Outro trabalhista, Ehud Barak, na qualidade de ministro da defesa, chefiou de dezembro de 2008 a janeiro de 2009 a operação contra Gaza que passou à história com o nome de “Chumbo Fundido”, durante a qual o exército israelense fez uso de fósforo branco contra a população civil[6].
Hoje, portanto, Netanyahu, para além das divergências entre os alinhamentos de “direita” e de “esquerda”, não está fazendo nada além de prosseguir na linha traçada por aqueles que o precederam na liderança da criminosa entidade sionista.
Notas
[1] Em Pádua, um parque e uma praça foram batizados com o nome de Yitzhak Rabin; ruas com o nome de Rabin podem ser encontradas em San Martino in Strada (Lodi), Gavardo (Brescia), Arzano (Nápoles), Pignataro Maggiore (Caserta), Bitritto (Bari), Favara (Agrigento), Palermo e Nuoro.
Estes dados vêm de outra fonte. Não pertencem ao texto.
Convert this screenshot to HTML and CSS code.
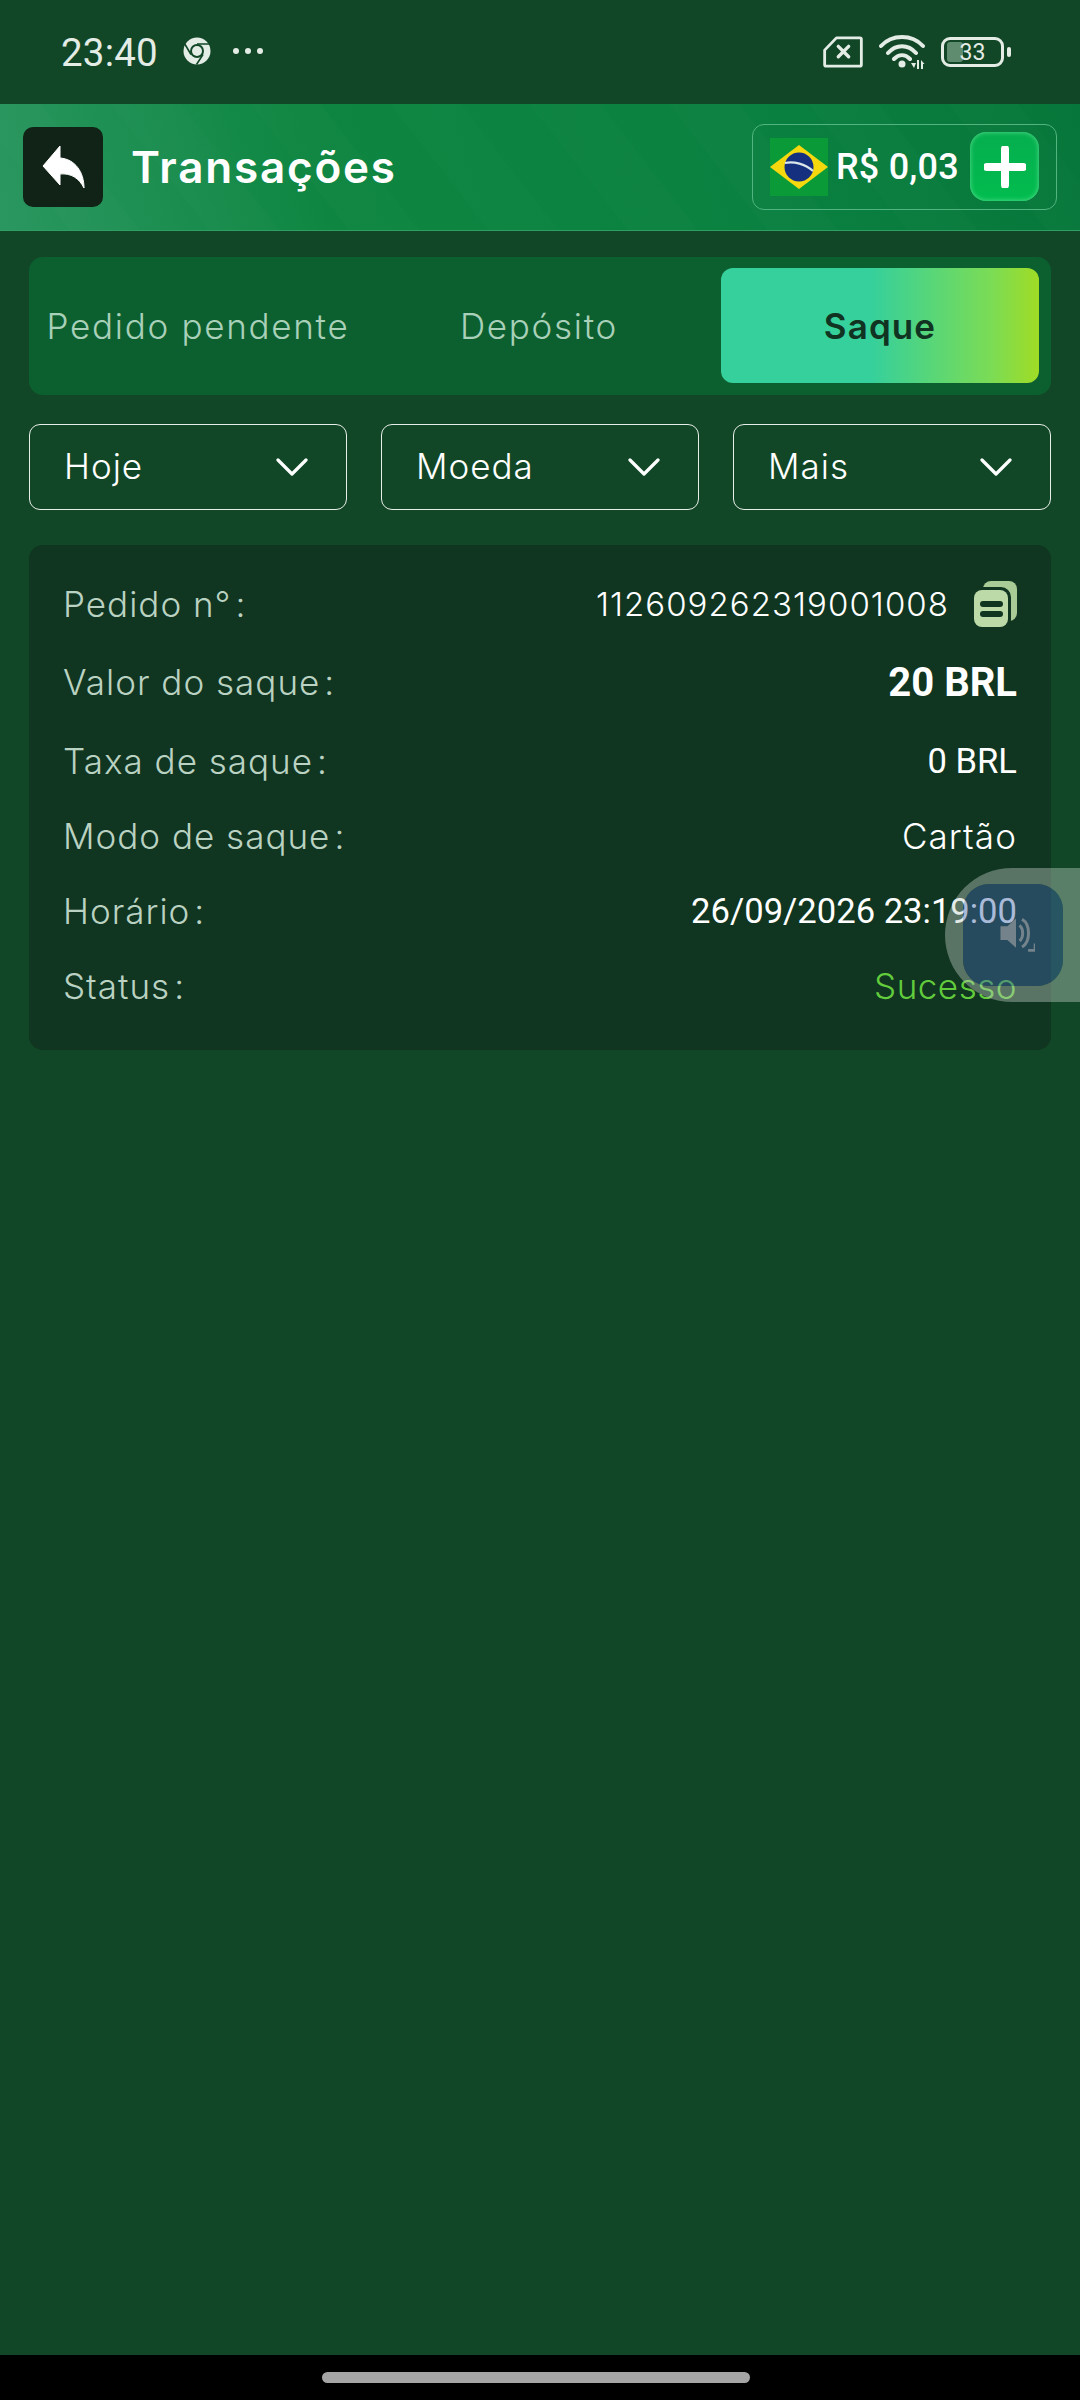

[2] “Atiraram (…) em um grupo de crianças alinhadas contra uma parede, que os judeus crivaram de tiros ‘apenas por diversão’ antes de partir” (Ilan Pappe, La pulizia etnica della Palestina, Fazi editore, Roma 2008, p. 117).
[3] ANSA, Ong israeliane, a Gaza si sta commettendo un genocidio. Per prima volta rapporto interno segnala responsabilità Israele 28 Julho 2025.
[4] Levítico 16, 7-10 e 21-22.
[5] Youssef Hindi, O conflito israelo-palestino, Edizioni all’insegna del Veltro, Parma 2024, p. 91-92.
[6] Sobre os crimes de guerra e contra a humanidade cometidos pelo exército israelense, consulte o relatório elaborado ao final da Missão de Investigação instituída pelas Nações Unidas: Richard J. Goldstone, Il rapporto Goldstone sui crimini israeliani a Gaza, Effepi, Genova 2009.